MICROCAPITAL PAPER WRAP-UP: Microfinance Investment Vehicle (MIV) Performance and Prospects: Highlights from the CGAP 2009 MIV Benchmark Survey by CGAP

By CGAP, published by CGAP, September 2009, 6 pages, available at:
http://www2.cgap.org/gm/document-1.9.38570/CGAPBrief_MIV.pdf

Consultative Group to Assist the Poor (CGAP) has recently published a Benchmark Survey which illustrated that while MIVs grew by 31 percent in 2008, overall MIV performance may deteriorate in 2009 as increased credit risks persist. The survey also revealed MIVs efforts to include environment, social and governance considerations in their investment policies, due diligence, and monitoring.

The survey represents 103 MIVs (90 percent of total MIV assets within the MIV investment universe) with an estimated USD 6.6 billion in assets under management. Growth in MIV assets were supported by both public and private investors as retail investors continued to invest in MIVs as well.

MIV Highlights from 2008-2009

ResponsAbility Global Microfinance Fund (retail-oriented fund) grew by 96 percent in 2008
• 42 percent of funding to MIVs maintained stable asset allocation to microfinance.
• Public investors increased their microfinance commitments and launched two new funds: the USD 250 million Microfinance Enhancement Facility in February 2009 and the USD 100 million Microfinance Growth fund announced by U.S. President Barack Obama at the Summit of the Americas in April 2009.
• 11 new funds were created in 2009 (emphasis on equity investments, new markets such as agriculture)

While fixed-income debt instruments in hard currency (75 percent of total fixed-income investments denominated in Euros or dollars) are still the preferred investments for MIVs, equity investments are growing faster (up by 47 percent) than fixed-income growth. In addition, growth of MIV in Asia (55 percent in 2008) is catching up with Latin America (76 percent of MIV investments are in Latin American/Eastern/Central Asia). CGAP believes that the growth in Asia is largely brought about by the rapid expansion of the Indian microfinance market.

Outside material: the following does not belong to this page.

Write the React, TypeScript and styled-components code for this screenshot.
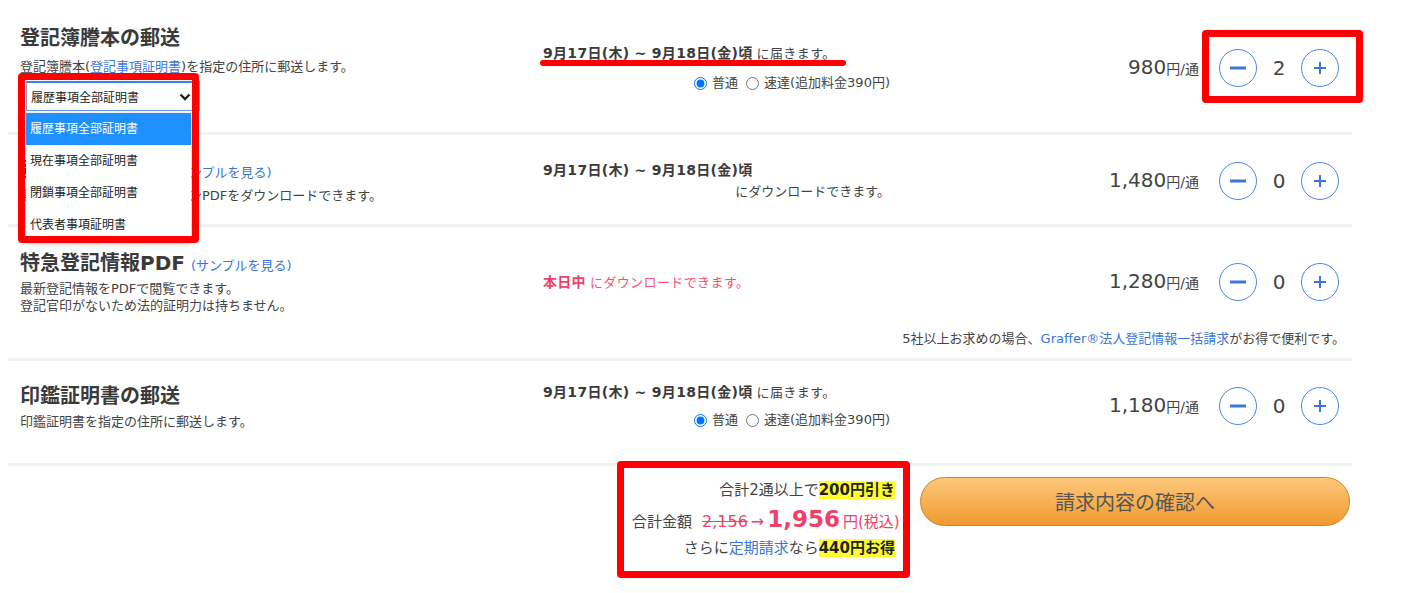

Performance of registered Fixed-Income Mutual Funds (the largest categories of MIVs) have resulted in posted net returns, between 5.8 percent and 6.3 percent in U.S. dollar terms from 2005 to 2007. The average fund size increased from USD 65.1 million to USD 161.2 million but few economies of scale were achieved. The average expense ratio declined marginally from 2.7 percent to 2.2 percent as well.

More than 60 percent of participating MIVs report ESG (Environmental, Social, and Governance) information to their investors with a focus on the environment. MIVs have brought offsets for their carbon emissions, while 41 percent have environmental exclusions.

CGAP expects that the performance of MIVs is likely to deteriorate during 2009 as the result of changing market conditions. Hedging costs for MIVs have risen due to high currency volatility; thus, putting pressure on profits. In return, CGAP states that MIVs are slowing down their growth and putting in place risk management systems to monitor investments, supports and distressed MFIs. CGAP expects that while returns will drop below 3.5 percent in 2009, they anticipate that MIVs will continue to grow at double-digit rates.